Contohnya, dia pernah bilang tidak ada perintah salat lima waktu tertulis di dalam Al-Quran, azan tidak suci, azan itu cuman panggilan salat, sering tidak merdu. Di Facebook dia pernah menulis “Orang pintar milih Ahok. Orang bodoh milih Anies. Jadi kalau sekarang Ahok kalah artinya jumlah orang bodoh jauh lebih banyak daripada orang pintar.” Di lain kesempatan bilang bahwa tidak ayat Al Quran yang mengharamkan perilaku LGBT, bilang juga Allah bukan orang Arab, mengunggah meme Habib Rizieq bersama sejumlah ulama mengenakan topi Santa Claus.

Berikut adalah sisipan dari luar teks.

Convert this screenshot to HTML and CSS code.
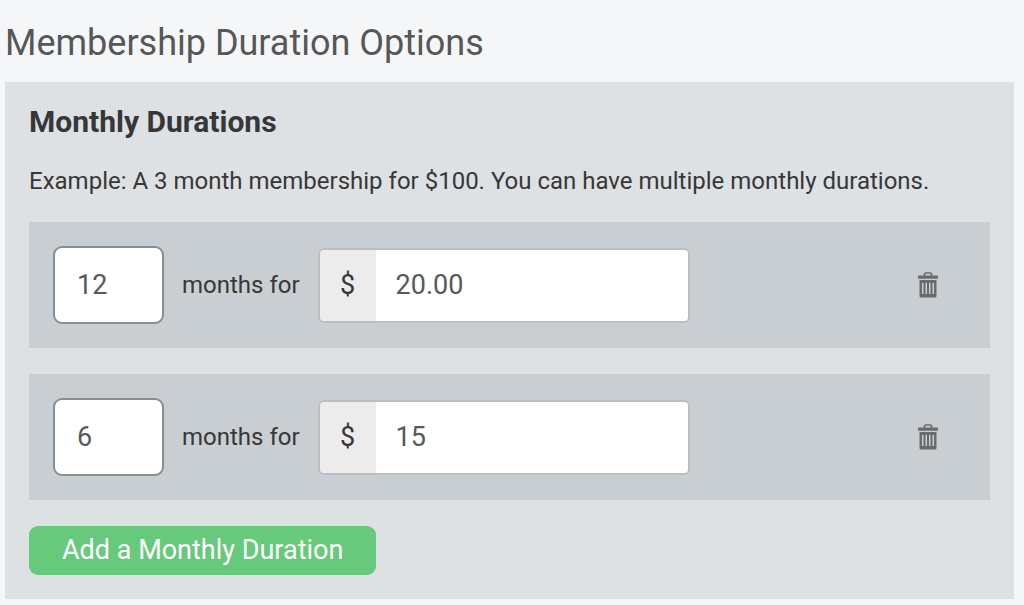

Dan ini yang perlu dicatat, dia benarkan polisi dalam kasus unlawful killing (pembunuhan di luar hukum) atas kasus penembakan di KM 50 Tol Cikampek yang menewaskan 6 pemuda laskar FPI. Dalam artian, untuk yang berseberangan pandangan, dia ternyata pro kekerasan (fisik) juga. Artinya pula, di sini ada standar ganda.

Terkait kekerasan wacana yang dilakukan, sejauh ini Ade Armando aman-aman saja. Seolah tidak pernah tersentuh hukum. Pernah beberapa kali dilaporkan ke polisi, tapi sampai sekarang tidak pernah jelas kelanjutannya.

Rekam jejak Ade Armando sendiri sebenarnya bagus ketika menjadi akademisi komunikasi. Aktif dalam gerakan literasi media. Dulu pernah aktif di MARKA (Media Ramah Keluarga), aktif menulis kolom dan menjadi pembicara publik. Buku berjudul “Televisi Jakarta Di Atas Indonesia” dan “Televisi Indonesia Di Bawah Kapitalisme Global” ditulisnya. Hanya saja, kiprahnya dalam isu agama sejak bergabung dan aktif di JIL (Jaringan Islam Liberal) membuatnya banyak lahirkan kontroversi. Apalagi beberapa tahun terakhir aktif sebagai “Buzzer” politik memaksanya terus membuat beragam konten. Termasuk konten “Pansos” pada aksi mahasiswa pada 11 April 2022 di DPR yang berujung pengeroyokan.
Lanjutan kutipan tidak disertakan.